A result of this confusion is that many people mistakenly believe that “flu shots” protect against more than just influenza, which is not the case.

Common cold viruses are not the same as influenza viruses, although they share many of the same symptoms.

Common colds usually consist of mild symptoms, including:

  • congestion
  • sore throat
  • cough
  • fever

Influenza can cause these symptoms and more. Influenza more commonly causes:

  • high fever
  • intense intense body aches and pain (myalgias)
  • runny nose and/or congestion
  • rarely nausea and vomiting
  • in addition to cough and sore throat.

the difference between a flu and influenzaWhile most common colds are self limited, and usually do not progress to more serious infection, influenza can, in some cases lead to pneumonia and serious respiratory compromise, as well as severe dehydration and even death in a small, but significant, percentage of cases.

Influenza is highly contagious.

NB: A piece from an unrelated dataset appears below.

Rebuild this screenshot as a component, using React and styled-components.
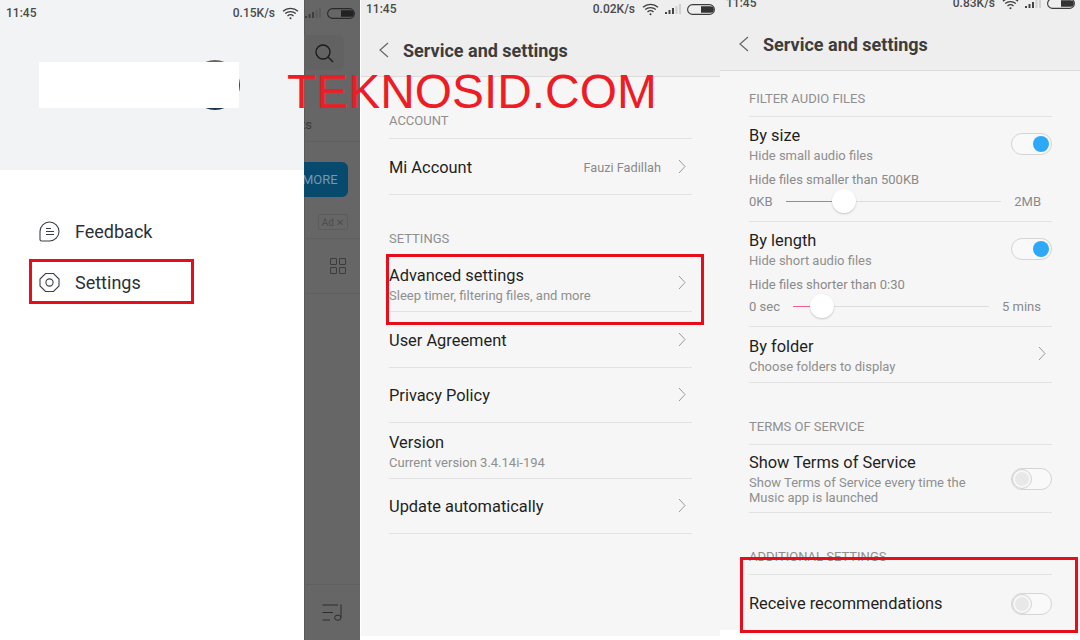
import React from 'react';
import styled, { createGlobalStyle } from 'styled-components';

const GlobalStyle = createGlobalStyle`
  html, body {
    margin: 0;
    padding: 0;
    background: #fff;
  }
  body {
    font-family: Roboto, 'Liberation Sans', sans-serif;
    overflow: hidden;
  }
`;

const Page = styled.div`
  position: relative;
  display: flex;
  width: 1080px;
  height: 640px;
  overflow: hidden;
  background: #fff;
`;

const Panel = styled.div`
  position: relative;
  width: 360px;
  height: 640px;
  flex: none;
  overflow: hidden;
`;

const DrawerPanel = styled(Panel)`
  display: flex;
`;

const Watermark = styled.div`
  position: absolute;
  left: 287px;
  top: 68px;
  font-family: 'Liberation Sans', Arial, sans-serif;
  font-size: 47.9px;
  line-height: 48px;
  color: #ee1c25;
  white-space: nowrap;
`;

const RedBox = styled.div`
  position: absolute;
  left: ${p => p.$x}px;
  top: ${p => p.$y}px;
  width: ${p => p.$w}px;
  height: ${p => p.$h}px;
  box-sizing: border-box;
  border: 3px solid #e60e1a;
`;

/* drawer, left shot */
const Drawer = styled.div`
  width: 304px;
  flex: none;
  background: #fff;
`;

const DrawerHead = styled.div`
  position: relative;
  height: 170px;
  background: #f2f3f5;
`;

const DrawerStatus = styled.div`
  display: flex;
  align-items: center;
  justify-content: space-between;
  height: 26px;
  padding: 0 5px 0 6px;
  font-size: 12px;
  font-weight: 500;
  color: #4a4a4a;
`;

const Speed = styled.div`
  display: flex;
  align-items: center;
  gap: 7px;
`;

const Avatar = styled.div`
  width: 50px;
  height: 50px;
  margin: 34px 0 0 190px;
  border-radius: 50%;
  background: linear-gradient(180deg, #6a6a5c 0%, #3a3a3a 50%, #16324f 100%);
`;

const AvatarMask = styled.div`
  position: absolute;
  left: 39px;
  top: 62px;
  width: 200px;
  height: 46px;
  background: #fff;
`;

const Menu = styled.div`
  padding-top: 36px;
`;

const MenuItem = styled.div`
  display: flex;
  align-items: center;
  gap: 15px;
  height: 51px;
  padding-left: 39px;
  font-size: 18px;
  color: #2b3038;
`;

/* dimmed page behind the drawer */
const Dim = styled.div`
  flex: 1;
  display: flex;
  flex-direction: column;
  background: #666;
  box-shadow: inset 1px 0 0 #5a5a5a;
`;

const DimBlock = styled.div`
  box-sizing: border-box;
  height: ${p => p.$h ? `${p.$h}px` : 'auto'};
  flex: ${p => p.$h ? 'none' : 1};
  border-bottom: ${p => p.$line ? '1px solid #5f5f5f' : 'none'};
`;

const DimStatus = styled.div`
  display: flex;
  align-items: center;
  gap: 6px;
  height: 26px;
  padding-left: 1px;
`;

const SearchButton = styled.div`
  display: flex;
  align-items: center;
  justify-content: center;
  width: 40px;
  height: 35px;
  margin-top: 9px;
  border-radius: 0 6px 6px 0;
  background: #626262;
`;

const ClippedText = styled.div`
  margin: 47px 0 0 -3px;
  font-size: 13px;
  line-height: 16px;
  color: #3a3a3a;
`;

const MoreButton = styled.div`
  display: flex;
  align-items: center;
  width: 44px;
  height: 35px;
  margin-top: 20px;
  overflow: hidden;
  border-radius: 0 6px 6px 0;
  background: #08496e;
  font-size: 13px;
  text-indent: -2px;
  color: #6f9ab4;
  white-space: nowrap;
`;

const AdBadge = styled.div`
  display: flex;
  align-items: center;
  justify-content: center;
  box-sizing: border-box;
  width: 30px;
  height: 16px;
  margin: 17px 0 0 14px;
  border: 1px solid #5c5c5c;
  border-radius: 2px;
  font-size: 10px;
  color: #4d4d4d;
`;

const IconCell = styled(DimBlock)`
  display: flex;
  align-items: center;
  justify-content: flex-end;
  padding-right: ${p => p.$right}px;
`;

/* settings screens */
const Screen = styled.div`
  position: relative;
  box-sizing: border-box;
  height: 636px;
  margin-top: ${p => p.$shift || 0}px;
  background: #f6f6f6;

  &::before {
    content: '';
    display: ${p => p.$edge ? 'block' : 'none'};
    position: absolute;
    left: 0;
    top: 0;
    bottom: 0;
    width: 1px;
    background: #fff;
  }
`;

const Header = styled.div`
  box-sizing: border-box;
  height: 77px;
  background: #eeeeee;
  border-bottom: 1px solid #dcdcdc;
`;

const StatusBar = styled.div`
  display: flex;
  align-items: center;
  justify-content: space-between;
  height: 18px;
  padding: 0 5px 0 6px;
  font-size: 12px;
  font-weight: 500;
  color: #4a4a4a;
`;

const StatusRight = styled.div`
  display: flex;
  align-items: center;
  gap: 6px;
`;

const SpeedText = styled.span`
  margin-right: 1px;
`;

const TitleBar = styled.div`
  display: flex;
  align-items: center;
  gap: 14px;
  height: 64px;
  padding-left: 18px;
  font-size: 18px;
  font-weight: 700;
  color: #3c3c3c;
`;

const List = styled.div`
  padding: 0 28px 0 29px;
`;

const SectionLabel = styled.div`
  box-sizing: border-box;
  display: flex;
  align-items: flex-end;
  height: ${p => p.$h}px;
  padding-bottom: ${p => p.$pad || 8}px;
  border-bottom: 1px solid #e2e2e2;
  font-size: 13px;
  line-height: 18px;
  color: #8f8f8f;
`;

const Row = styled.div`
  box-sizing: border-box;
  display: flex;
  align-items: center;
  justify-content: space-between;
  height: ${p => p.$h}px;
  padding-top: ${p => p.$pad || 0}px;
  border-bottom: 1px solid #e2e2e2;
`;

const SliderRow = styled.div`
  box-sizing: border-box;
  height: 105px;
  padding-top: 8px;
  border-bottom: 1px solid #e2e2e2;
`;

const RowTop = styled.div`
  display: flex;
  align-items: center;
  justify-content: space-between;
`;

const RowTitle = styled.div`
  font-size: 16.4px;
  line-height: 22px;
  color: #1f1f1f;
`;

const RowSub = styled.div`
  margin-top: 1px;
  max-width: 240px;
  font-size: 13px;
  line-height: 15px;
  color: #8f8f8f;
`;

const RowEnd = styled.div`
  display: flex;
  align-items: center;
  gap: 17px;
  padding-right: 6px;
  font-size: 12.75px;
  color: #8a8a8a;
`;

const Hint = styled.div`
  margin-top: 8px;
  font-size: 13px;
  line-height: 18px;
  color: #8a8a8a;
`;

const SliderLine = styled.div`
  display: flex;
  align-items: center;
  gap: 13px;
  height: 24px;
  padding-right: 11px;
  font-size: 13px;
  color: #8a8a8a;
`;

const Track = styled.div`
  position: relative;
  flex: 1;
  height: 1px;
  background: #dddddd;
`;

const TrackFill = styled.div`
  height: 1px;
  width: ${p => p.$value}%;
  background: #f0608a;
`;

const Thumb = styled.div`
  position: absolute;
  left: ${p => p.$value}%;
  top: -12px;
  width: 24px;
  height: 24px;
  margin-left: -12px;
  border-radius: 50%;
  background: #fff;
  box-shadow: 0 1px 2px rgba(0, 0, 0, 0.2);
`;

const Toggle = styled.div`
  box-sizing: border-box;
  display: flex;
  align-items: center;
  justify-content: ${p => p.$on ? 'flex-end' : 'flex-start'};
  flex: none;
  width: 41px;
  height: 22px;
  padding: 0 ${p => p.$on ? 2 : 0}px;
  border: 1px solid #d4d4d4;
  border-radius: 11px;
  background: #f9f9f9;
`;

const ToggleDot = styled.div`
  box-sizing: border-box;
  width: ${p => p.$on ? 16 : 20}px;
  height: ${p => p.$on ? 16 : 20}px;
  border-radius: 50%;
  background: ${p => p.$on ? '#2ea9f9' : '#e8e8e8'};
  border: ${p => p.$on ? 'none' : '1px solid #d6d6d6'};
  box-shadow: ${p => p.$on ? 'none' : 'inset 0 0 0 2px #f7f7f7'};
`;

const ChevronSvg = styled.svg`
  margin-bottom: 3px;
`;

const Wifi = ({ color = '#3c3c3c' }) => (
  <svg width="17" height="13" viewBox="0 0 17 13" fill="none" stroke={color} strokeWidth="1.3">
    <path d="M1 4.2C5.2 0.4 11.8 0.4 16 4.2" />
    <path d="M3.2 6.6C6.2 4 10.8 4 13.8 6.6" />
    <path d="M5.5 8.9C7.2 7.5 9.8 7.5 11.5 8.9" />
    <circle cx="8.5" cy="11.3" r="1" fill={color} stroke="none" />
  </svg>
);

const Signal = ({ color = '#9a9a9a', dark = '#444' }) => (
  <svg width="16" height="10" viewBox="0 0 16 10">
    <rect x="0" y="8" width="2" height="2" fill={dark} />
    <rect x="3.5" y="6" width="2" height="4" fill={dark} />
    <rect x="7" y="4" width="2" height="6" fill={dark} />
    <rect x="10.5" y="2" width="2" height="8" fill={color} />
    <rect x="14" y="0" width="2" height="10" fill={color} />
  </svg>
);

const Battery = ({ stroke = '#3c3c3c', fill = '#333' }) => (
  <svg width="28" height="11" viewBox="0 0 28 11">
    <rect x="0.6" y="0.6" width="26.8" height="9.8" rx="4.9" fill="none" stroke={stroke} strokeWidth="1.1" />
    <path d="M14 2.2H23.5a3.3 3.3 0 0 1 0 6.6H14Z" fill={fill} />
  </svg>
);

const Chevron = () => (
  <ChevronSvg width="8" height="15" viewBox="0 0 8 15" fill="none" stroke="#9a9a9a" strokeWidth="1">
    <path d="M1 1L7 7.5L1 14" />
  </ChevronSvg>
);

const BackArrow = () => (
  <svg width="11" height="16" viewBox="0 0 11 16" fill="none" stroke="#666" strokeWidth="1.2">
    <path d="M10 1L2 8L10 15" />
  </svg>
);

const FeedbackIcon = () => (
  <svg width="21" height="21" viewBox="0 0 21 21" fill="none" stroke="#3b3f46" strokeWidth="1.1">
    <path d="M10.5 1A9.5 9.5 0 1 1 10.5 20H2.5Q1 20 1 18.5V10.5A9.5 9.5 0 0 1 10.5 1Z" />
    <path d="M7 7.5H12M7 10.5H15M7 13.5H15" strokeWidth="1.2" />
  </svg>
);

const SettingsIcon = () => (
  <svg width="21" height="21" viewBox="0 0 21 21" fill="none" stroke="#3b3f46" strokeWidth="1.1">
    <path d="M6.5 1.5H14.5L20 7V14L14.5 19.5H6.5L1 14V7Z" />
    <circle cx="10.5" cy="10.5" r="3.6" />
  </svg>
);

const SearchIcon = () => (
  <svg width="20" height="20" viewBox="0 0 20 20" fill="none" stroke="#1c1c1c" strokeWidth="1.4">
    <circle cx="9" cy="9" r="7" />
    <path d="M14 14L19 19" />
  </svg>
);

const GridIcon = () => (
  <svg width="16" height="16" viewBox="0 0 16 16" fill="none" stroke="#3b3b3b" strokeWidth="1">
    <rect x="0.5" y="0.5" width="6" height="6" rx="0.5" />
    <rect x="9.5" y="0.5" width="6" height="6" rx="0.5" />
    <rect x="0.5" y="9.5" width="6" height="6" rx="0.5" />
    <rect x="9.5" y="9.5" width="6" height="6" rx="0.5" />
  </svg>
);

const MusicListIcon = () => (
  <svg width="20" height="17" viewBox="0 0 20 17" fill="none" stroke="#2c2c2c" strokeWidth="1">
    <path d="M0.5 1H16M0.5 8.5H11M0.5 16H8" />
    <path d="M19 0.5V13.5" />
    <ellipse cx="15.8" cy="13.7" rx="3.2" ry="2.6" />
  </svg>
);

const Status = ({ speed }) => (
  <StatusBar>
    <span>11:45</span>
    <StatusRight>
      <SpeedText>{speed}</SpeedText>
      <Wifi />
      <Signal color="#cfcfcf" />
      <Battery />
    </StatusRight>
  </StatusBar>
);

const Slider = ({ min, max, value }) => (
  <SliderLine>
    <span>{min}</span>
    <Track>
      <TrackFill $value={value} />
      <Thumb $value={value} />
    </Track>
    <span>{max}</span>
  </SliderLine>
);

const Switch = ({ on }) => (
  <Toggle $on={on}>
    <ToggleDot $on={on} />
  </Toggle>
);

const Head = ({ speed }) => (
  <Header>
    <Status speed={speed} />
    <TitleBar>
      <BackArrow />
      <span>Service and settings</span>
    </TitleBar>
  </Header>
);

const LinkRow = ({ title, sub, h, pad, value }) => (
  <Row $h={h} $pad={pad ?? (sub ? 0 : 2)}>
    <div>
      <RowTitle>{title}</RowTitle>
      {sub && <RowSub>{sub}</RowSub>}
    </div>
    <RowEnd>
      {value && <span>{value}</span>}
      <Chevron />
    </RowEnd>
  </Row>
);

const App = () => (
  <Page>
    <GlobalStyle />

    <DrawerPanel>
      <Drawer>
        <DrawerHead>
          <DrawerStatus>
            <span>11:45</span>
            <Speed>
              <span>0.15K/s</span>
              <Wifi />
            </Speed>
          </DrawerStatus>
          <Avatar />
          <AvatarMask />
        </DrawerHead>
        <Menu>
          <MenuItem>
            <FeedbackIcon />
            Feedback
          </MenuItem>
          <MenuItem>
            <SettingsIcon />
            Settings
          </MenuItem>
        </Menu>
      </Drawer>
      <Dim>
        <DimBlock $h={142} $line>
          <DimStatus>
            <Signal color="#5a5a5a" dark="#3e3e3e" />
            <Battery stroke="#2a2a2a" fill="#222" />
          </DimStatus>
          <SearchButton>
            <SearchIcon />
          </SearchButton>
          <ClippedText>ts</ClippedText>
        </DimBlock>
        <DimBlock $h={97} $line>
          <MoreButton>MORE</MoreButton>
          <AdBadge>Ad ✕</AdBadge>
        </DimBlock>
        <IconCell $h={55} $line $right={14}>
          <GridIcon />
        </IconCell>
        <DimBlock $line />
        <IconCell $h={55} $right={18}>
          <MusicListIcon />
        </IconCell>
      </Dim>
      <RedBox $x={29} $y={259} $w={165} $h={45} />
    </DrawerPanel>

    <Panel>
      <Screen $edge>
        <Head speed="0.02K/s" />
        <List>
          <SectionLabel $h={62}>ACCOUNT</SectionLabel>
          <LinkRow h={56} title="Mi Account" value="Fauzi Fadillah" />
          <SectionLabel $h={60} $pad={6}>SETTINGS</SectionLabel>
          <LinkRow h={57} pad={2} title="Advanced settings" sub="Sleep timer, filtering files, and more" />
          <LinkRow h={56} title="User Agreement" />
          <LinkRow h={55} title="Privacy Policy" />
          <Row $h={56}>
            <div>
              <RowTitle>Version</RowTitle>
              <RowSub>Current version 3.4.14i-194</RowSub>
            </div>
          </Row>
          <LinkRow h={55} title="Update automatically" />
        </List>
      </Screen>
      <RedBox $x={26} $y={254} $w={318} $h={71} />
    </Panel>

    <Panel>
      <Screen $shift={-6}>
        <Head speed="0.83K/s" />
        <List>
          <SectionLabel $h={46}>FILTER AUDIO FILES</SectionLabel>
          <SliderRow>
            <RowTop>
              <div>
                <RowTitle>By size</RowTitle>
                <RowSub>Hide small audio files</RowSub>
              </div>
              <Switch on />
            </RowTop>
            <Hint>Hide files smaller than 500KB</Hint>
            <Slider min="0KB" max="2MB" value={27} />
          </SliderRow>
          <SliderRow>
            <RowTop>
              <div>
                <RowTitle>By length</RowTitle>
                <RowSub>Hide short audio files</RowSub>
              </div>
              <Switch on />
            </RowTop>
            <Hint>Hide files shorter than 0:30</Hint>
            <Slider min="0 sec" max="5 mins" value={14.6} />
          </SliderRow>
          <LinkRow h={56} title="By folder" sub="Choose folders to display" />
          <SectionLabel $h={62}>TERMS OF SERVICE</SectionLabel>
          <Row $h={68}>
            <div>
              <RowTitle>Show Terms of Service</RowTitle>
              <RowSub>Show Terms of Service every time the Music app is launched</RowSub>
            </div>
            <Switch />
          </Row>
          <SectionLabel $h={62}>ADDITIONAL SETTINGS</SectionLabel>
          <Row $h={56} $pad={2}>
            <RowTitle>Receive recommendations</RowTitle>
            <Switch />
          </Row>
        </List>
      </Screen>
      <RedBox $x={20} $y={557} $w={338} $h={76} />
    </Panel>

    <Watermark>TEKNOSID.COM</Watermark>
  </Page>
);

export default App;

It is spread by respiratory droplets either by inhaling or through direct mucosal contact with droplets, for example hand to mouth.

***A person may become contagious 24-48 hours prior to becoming ill with symptoms, so that you can spread it to others well before you realize that you have the illness.

A average of about 36,000 deaths nationwide each year are attributed to influenza, although this figure is debated. This number varies each season based upon the behavior of prevailing virus types.

The worst season on record was the 1918 “Spanish Flu” epidemic which killed 20-50 million people worldwide or an estimated 3% of the world’s population.